In her address, the U.S. delegates, led by Christine Kelley of U.S. Consulate-General, Lagos, said effective collaboration between Oyo State Government and U.S. consulate would bring much needed development for the state.

Both the governor and U.S. delegates later held a closed-door meeting where issues germane to the progress of the state were discussed.

Meanwhile, the Oyo State House of Assembly yesterday passed the anti-open grazing bill into law, saying it will foster peace and promote agricultural business in the state.

The bill, which was passed at plenary, is expected to avoid continuous damages and end loss of lives and unquantifiable investment to constant clashes between herders and crop farmers.

Speaker of the House, Adebo Ogundoyin, appealed to residents of the state to ignore falsehoods and misconceptions of the prohibition of open rearing and grazing of livestock bill that are capable of triggering hostility between the herders and local farmers’ communities.

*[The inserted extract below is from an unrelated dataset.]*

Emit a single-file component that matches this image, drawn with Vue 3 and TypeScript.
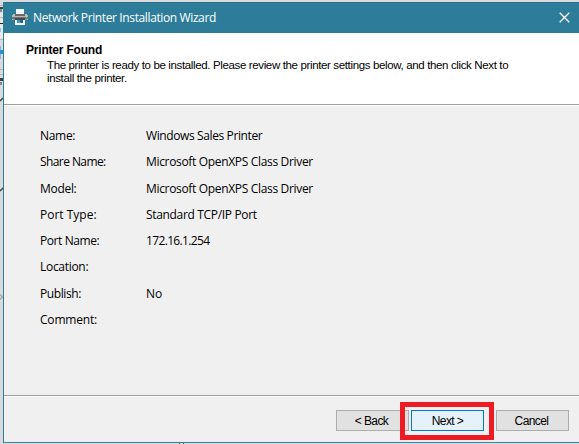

According to him, public hearing was held in which critical reviews and opinions of all concerned stakeholders, individuals, groups and experts were accommodated and considered before the bill was passed into law.

“We assured the people that all suggestions and memoranda of understanding submitted by various groups, agencies and representatives of different communities and tribes on the open rearing and grazing regulation bill 2019 were painstakingly looked into before the bill was passed into law.

“I am appealing to everyone to shun the rumour spreading that the law is to make life and business unbearable for some targeted group or set of people, rather it seeks to promote peace among residents and different tribes in Oyo State,” the Speaker said.

He maintained that the Ninth Assembly through the law was only seeking legal framework to address the issue of open rearing and grazing as well as encourage and protect the economic activities of others who are into agricultural-related ventures and the residents.

“Both herders and crop farmers are farmers, and because laws are made to correct, definitely we do not expect it to favour anyone 100 per cent. I implore them to embrace developmental changes this law is bringing into the agricultural business after it is enactment.

“Let us consider partnership, cluster farming, co-operative ranches and other helpful methods that are working in successful neighbouring country. If we truly desire development and growth in our agriculture, then we have to get ready and adopt new strategies to boost our produces and reduce loss of resources ,” he added.